*PROBLEM*
Transcribe all the entries word for word, skipping the pictures.

--

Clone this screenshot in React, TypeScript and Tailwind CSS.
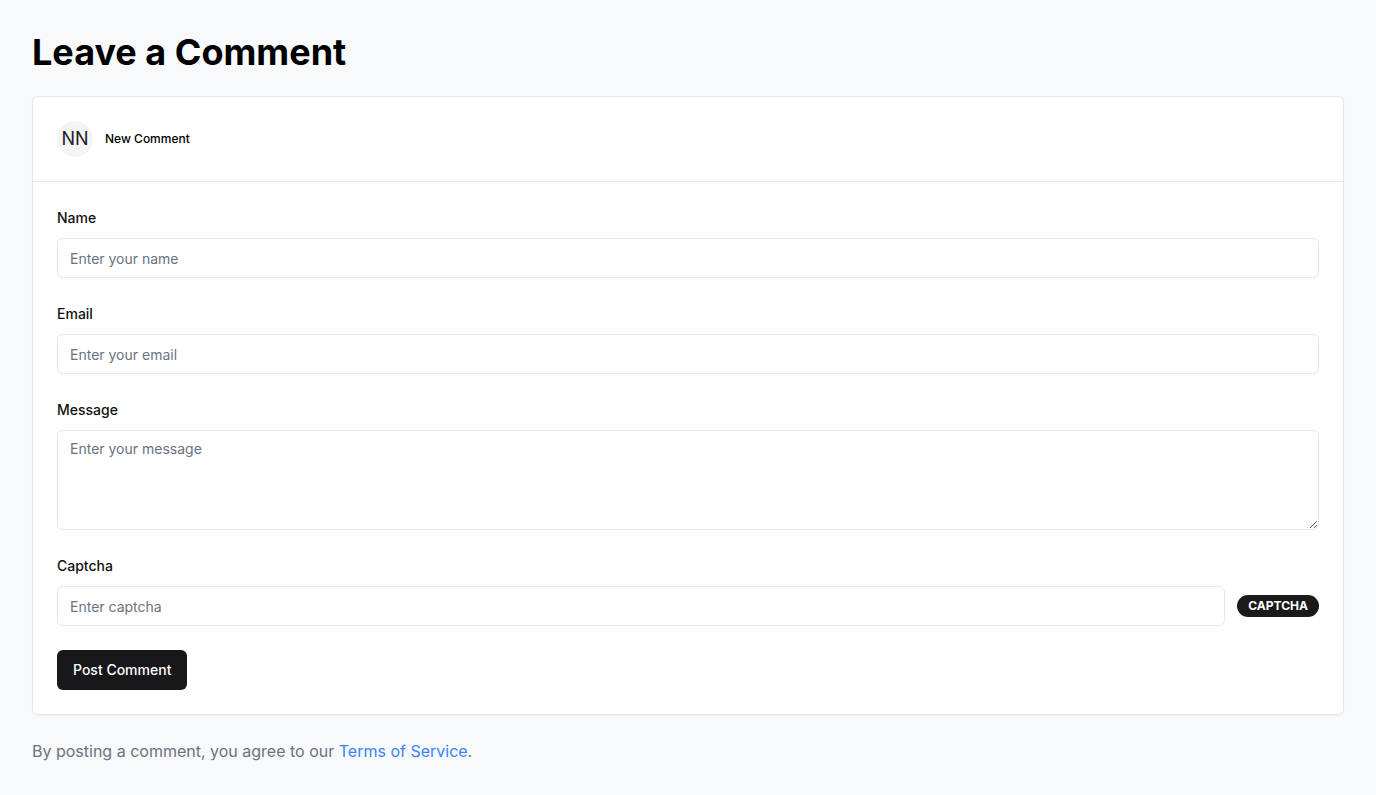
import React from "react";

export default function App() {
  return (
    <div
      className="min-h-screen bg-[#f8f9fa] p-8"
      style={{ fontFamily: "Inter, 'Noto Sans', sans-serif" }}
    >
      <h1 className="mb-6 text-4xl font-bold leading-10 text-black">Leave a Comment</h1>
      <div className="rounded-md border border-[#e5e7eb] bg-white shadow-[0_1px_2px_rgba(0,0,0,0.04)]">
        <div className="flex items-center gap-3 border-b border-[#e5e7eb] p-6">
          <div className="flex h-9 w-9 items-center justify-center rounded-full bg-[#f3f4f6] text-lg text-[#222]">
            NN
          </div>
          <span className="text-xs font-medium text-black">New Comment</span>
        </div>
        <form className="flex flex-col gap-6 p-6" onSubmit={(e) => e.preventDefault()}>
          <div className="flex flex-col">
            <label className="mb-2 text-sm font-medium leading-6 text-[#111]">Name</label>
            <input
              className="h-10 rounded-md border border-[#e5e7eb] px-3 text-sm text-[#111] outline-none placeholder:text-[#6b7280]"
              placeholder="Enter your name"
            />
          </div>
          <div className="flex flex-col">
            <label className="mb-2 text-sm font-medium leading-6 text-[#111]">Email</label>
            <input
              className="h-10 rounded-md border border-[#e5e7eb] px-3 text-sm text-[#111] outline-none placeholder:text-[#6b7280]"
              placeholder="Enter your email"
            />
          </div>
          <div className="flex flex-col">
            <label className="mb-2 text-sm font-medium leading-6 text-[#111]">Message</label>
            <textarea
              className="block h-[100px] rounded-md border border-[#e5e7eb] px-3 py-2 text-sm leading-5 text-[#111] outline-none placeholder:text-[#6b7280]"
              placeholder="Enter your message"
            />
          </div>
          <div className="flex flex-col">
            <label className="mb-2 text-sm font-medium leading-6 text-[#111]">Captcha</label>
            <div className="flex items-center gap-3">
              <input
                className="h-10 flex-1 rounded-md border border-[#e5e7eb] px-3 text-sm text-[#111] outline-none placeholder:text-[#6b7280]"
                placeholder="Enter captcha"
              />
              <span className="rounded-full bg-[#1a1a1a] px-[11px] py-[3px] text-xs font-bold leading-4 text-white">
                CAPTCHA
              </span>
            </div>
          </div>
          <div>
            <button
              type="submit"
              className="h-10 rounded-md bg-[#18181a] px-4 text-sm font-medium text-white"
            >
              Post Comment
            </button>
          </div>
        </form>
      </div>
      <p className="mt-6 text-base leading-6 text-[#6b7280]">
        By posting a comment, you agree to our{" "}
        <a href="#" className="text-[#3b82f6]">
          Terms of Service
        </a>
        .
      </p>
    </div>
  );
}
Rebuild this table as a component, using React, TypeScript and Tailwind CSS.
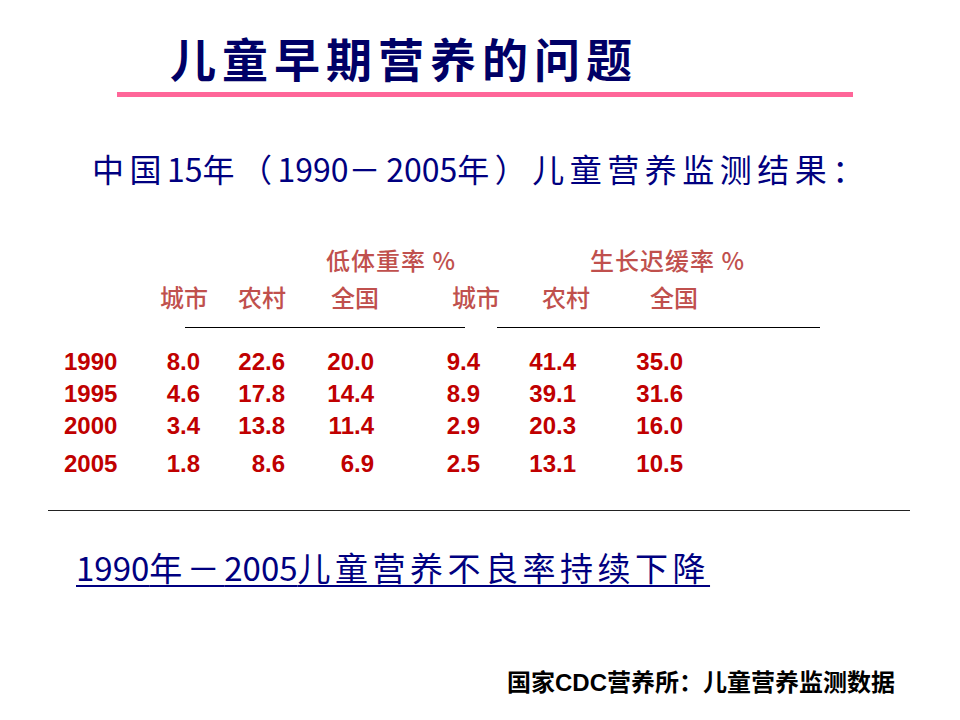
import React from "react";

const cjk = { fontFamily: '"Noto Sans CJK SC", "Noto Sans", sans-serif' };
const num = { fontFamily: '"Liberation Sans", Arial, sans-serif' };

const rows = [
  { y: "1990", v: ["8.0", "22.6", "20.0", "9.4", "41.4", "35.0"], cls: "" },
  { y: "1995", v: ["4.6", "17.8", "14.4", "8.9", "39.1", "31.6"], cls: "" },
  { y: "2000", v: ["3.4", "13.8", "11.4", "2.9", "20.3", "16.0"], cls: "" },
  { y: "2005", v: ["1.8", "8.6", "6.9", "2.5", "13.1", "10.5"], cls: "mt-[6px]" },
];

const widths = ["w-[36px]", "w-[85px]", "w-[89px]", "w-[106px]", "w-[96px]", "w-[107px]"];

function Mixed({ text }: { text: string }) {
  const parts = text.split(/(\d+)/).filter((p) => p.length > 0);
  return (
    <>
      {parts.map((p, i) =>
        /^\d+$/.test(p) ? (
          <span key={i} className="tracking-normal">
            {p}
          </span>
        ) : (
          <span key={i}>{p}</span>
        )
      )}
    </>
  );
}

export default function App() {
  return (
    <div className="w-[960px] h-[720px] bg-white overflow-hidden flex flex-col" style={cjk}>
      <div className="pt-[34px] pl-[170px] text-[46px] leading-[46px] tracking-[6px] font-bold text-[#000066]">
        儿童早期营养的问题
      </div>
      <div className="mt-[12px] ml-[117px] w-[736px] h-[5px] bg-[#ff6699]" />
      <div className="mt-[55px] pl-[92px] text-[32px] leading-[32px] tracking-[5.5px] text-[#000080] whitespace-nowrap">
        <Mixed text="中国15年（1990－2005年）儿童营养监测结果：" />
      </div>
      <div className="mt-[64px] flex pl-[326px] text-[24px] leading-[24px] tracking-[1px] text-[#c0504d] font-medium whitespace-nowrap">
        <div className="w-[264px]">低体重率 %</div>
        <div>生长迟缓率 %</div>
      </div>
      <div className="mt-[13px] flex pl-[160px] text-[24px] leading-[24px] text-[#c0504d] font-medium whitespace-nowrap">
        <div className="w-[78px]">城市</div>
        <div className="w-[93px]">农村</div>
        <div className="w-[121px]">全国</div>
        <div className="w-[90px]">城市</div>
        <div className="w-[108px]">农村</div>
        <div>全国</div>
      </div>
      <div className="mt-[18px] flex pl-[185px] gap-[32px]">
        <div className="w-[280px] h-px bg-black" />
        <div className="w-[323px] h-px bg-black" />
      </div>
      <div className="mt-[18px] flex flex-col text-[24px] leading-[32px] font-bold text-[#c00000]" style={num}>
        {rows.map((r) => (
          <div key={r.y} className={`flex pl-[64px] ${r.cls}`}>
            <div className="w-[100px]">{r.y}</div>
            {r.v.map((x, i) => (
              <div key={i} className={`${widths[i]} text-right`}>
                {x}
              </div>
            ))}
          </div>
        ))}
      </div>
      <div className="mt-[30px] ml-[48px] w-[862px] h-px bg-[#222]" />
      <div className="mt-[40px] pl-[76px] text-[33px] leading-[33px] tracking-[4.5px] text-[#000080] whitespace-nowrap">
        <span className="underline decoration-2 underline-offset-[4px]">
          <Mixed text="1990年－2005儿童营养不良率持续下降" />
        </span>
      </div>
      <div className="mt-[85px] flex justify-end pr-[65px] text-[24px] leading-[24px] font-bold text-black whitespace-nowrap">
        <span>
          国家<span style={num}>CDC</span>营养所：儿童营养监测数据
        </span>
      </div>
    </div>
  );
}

--

*REPLY TO THE TASK*
Clone this screenshot in React, TypeScript and Tailwind CSS.
import React from "react";

export default function App() {
  return (
    <div
      className="min-h-screen bg-[#f8f9fa] p-8"
      style={{ fontFamily: "Inter, 'Noto Sans', sans-serif" }}
    >
      <h1 className="mb-6 text-4xl font-bold leading-10 text-black">Leave a Comment</h1>
      <div className="rounded-md border border-[#e5e7eb] bg-white shadow-[0_1px_2px_rgba(0,0,0,0.04)]">
        <div className="flex items-center gap-3 border-b border-[#e5e7eb] p-6">
          <div className="flex h-9 w-9 items-center justify-center rounded-full bg-[#f3f4f6] text-lg text-[#222]">
            NN
          </div>
          <span className="text-xs font-medium text-black">New Comment</span>
        </div>
        <form className="flex flex-col gap-6 p-6" onSubmit={(e) => e.preventDefault()}>
          <div className="flex flex-col">
            <label className="mb-2 text-sm font-medium leading-6 text-[#111]">Name</label>
            <input
              className="h-10 rounded-md border border-[#e5e7eb] px-3 text-sm text-[#111] outline-none placeholder:text-[#6b7280]"
              placeholder="Enter your name"
            />
          </div>
          <div className="flex flex-col">
            <label className="mb-2 text-sm font-medium leading-6 text-[#111]">Email</label>
            <input
              className="h-10 rounded-md border border-[#e5e7eb] px-3 text-sm text-[#111] outline-none placeholder:text-[#6b7280]"
              placeholder="Enter your email"
            />
          </div>
          <div className="flex flex-col">
            <label className="mb-2 text-sm font-medium leading-6 text-[#111]">Message</label>
            <textarea
              className="block h-[100px] rounded-md border border-[#e5e7eb] px-3 py-2 text-sm leading-5 text-[#111] outline-none placeholder:text-[#6b7280]"
              placeholder="Enter your message"
            />
          </div>
          <div className="flex flex-col">
            <label className="mb-2 text-sm font-medium leading-6 text-[#111]">Captcha</label>
            <div className="flex items-center gap-3">
              <input
                className="h-10 flex-1 rounded-md border border-[#e5e7eb] px-3 text-sm text-[#111] outline-none placeholder:text-[#6b7280]"
                placeholder="Enter captcha"
              />
              <span className="rounded-full bg-[#1a1a1a] px-[11px] py-[3px] text-xs font-bold leading-4 text-white">
                CAPTCHA
              </span>
            </div>
          </div>
          <div>
            <button
              type="submit"
              className="h-10 rounded-md bg-[#18181a] px-4 text-sm font-medium text-white"
            >
              Post Comment
            </button>
          </div>
        </form>
      </div>
      <p className="mt-6 text-base leading-6 text-[#6b7280]">
        By posting a comment, you agree to our{" "}
        <a href="#" className="text-[#3b82f6]">
          Terms of Service
        </a>
        .
      </p>
    </div>
  );
}
Rebuild this table as a component, using React, TypeScript and Tailwind CSS.
import React from "react";

const cjk = { fontFamily: '"Noto Sans CJK SC", "Noto Sans", sans-serif' };
const num = { fontFamily: '"Liberation Sans", Arial, sans-serif' };

const rows = [
  { y: "1990", v: ["8.0", "22.6", "20.0", "9.4", "41.4", "35.0"], cls: "" },
  { y: "1995", v: ["4.6", "17.8", "14.4", "8.9", "39.1", "31.6"], cls: "" },
  { y: "2000", v: ["3.4", "13.8", "11.4", "2.9", "20.3", "16.0"], cls: "" },
  { y: "2005", v: ["1.8", "8.6", "6.9", "2.5", "13.1", "10.5"], cls: "mt-[6px]" },
];

const widths = ["w-[36px]", "w-[85px]", "w-[89px]", "w-[106px]", "w-[96px]", "w-[107px]"];

function Mixed({ text }: { text: string }) {
  const parts = text.split(/(\d+)/).filter((p) => p.length > 0);
  return (
    <>
      {parts.map((p, i) =>
        /^\d+$/.test(p) ? (
          <span key={i} className="tracking-normal">
            {p}
          </span>
        ) : (
          <span key={i}>{p}</span>
        )
      )}
    </>
  );
}

export default function App() {
  return (
    <div className="w-[960px] h-[720px] bg-white overflow-hidden flex flex-col" style={cjk}>
      <div className="pt-[34px] pl-[170px] text-[46px] leading-[46px] tracking-[6px] font-bold text-[#000066]">
        儿童早期营养的问题
      </div>
      <div className="mt-[12px] ml-[117px] w-[736px] h-[5px] bg-[#ff6699]" />
      <div className="mt-[55px] pl-[92px] text-[32px] leading-[32px] tracking-[5.5px] text-[#000080] whitespace-nowrap">
        <Mixed text="中国15年（1990－2005年）儿童营养监测结果：" />
      </div>
      <div className="mt-[64px] flex pl-[326px] text-[24px] leading-[24px] tracking-[1px] text-[#c0504d] font-medium whitespace-nowrap">
        <div className="w-[264px]">低体重率 %</div>
        <div>生长迟缓率 %</div>
      </div>
      <div className="mt-[13px] flex pl-[160px] text-[24px] leading-[24px] text-[#c0504d] font-medium whitespace-nowrap">
        <div className="w-[78px]">城市</div>
        <div className="w-[93px]">农村</div>
        <div className="w-[121px]">全国</div>
        <div className="w-[90px]">城市</div>
        <div className="w-[108px]">农村</div>
        <div>全国</div>
      </div>
      <div className="mt-[18px] flex pl-[185px] gap-[32px]">
        <div className="w-[280px] h-px bg-black" />
        <div className="w-[323px] h-px bg-black" />
      </div>
      <div className="mt-[18px] flex flex-col text-[24px] leading-[32px] font-bold text-[#c00000]" style={num}>
        {rows.map((r) => (
          <div key={r.y} className={`flex pl-[64px] ${r.cls}`}>
            <div className="w-[100px]">{r.y}</div>
            {r.v.map((x, i) => (
              <div key={i} className={`${widths[i]} text-right`}>
                {x}
              </div>
            ))}
          </div>
        ))}
      </div>
      <div className="mt-[30px] ml-[48px] w-[862px] h-px bg-[#222]" />
      <div className="mt-[40px] pl-[76px] text-[33px] leading-[33px] tracking-[4.5px] text-[#000080] whitespace-nowrap">
        <span className="underline decoration-2 underline-offset-[4px]">
          <Mixed text="1990年－2005儿童营养不良率持续下降" />
        </span>
      </div>
      <div className="mt-[85px] flex justify-end pr-[65px] text-[24px] leading-[24px] font-bold text-black whitespace-nowrap">
        <span>
          国家<span style={num}>CDC</span>营养所：儿童营养监测数据
        </span>
      </div>
    </div>
  );
}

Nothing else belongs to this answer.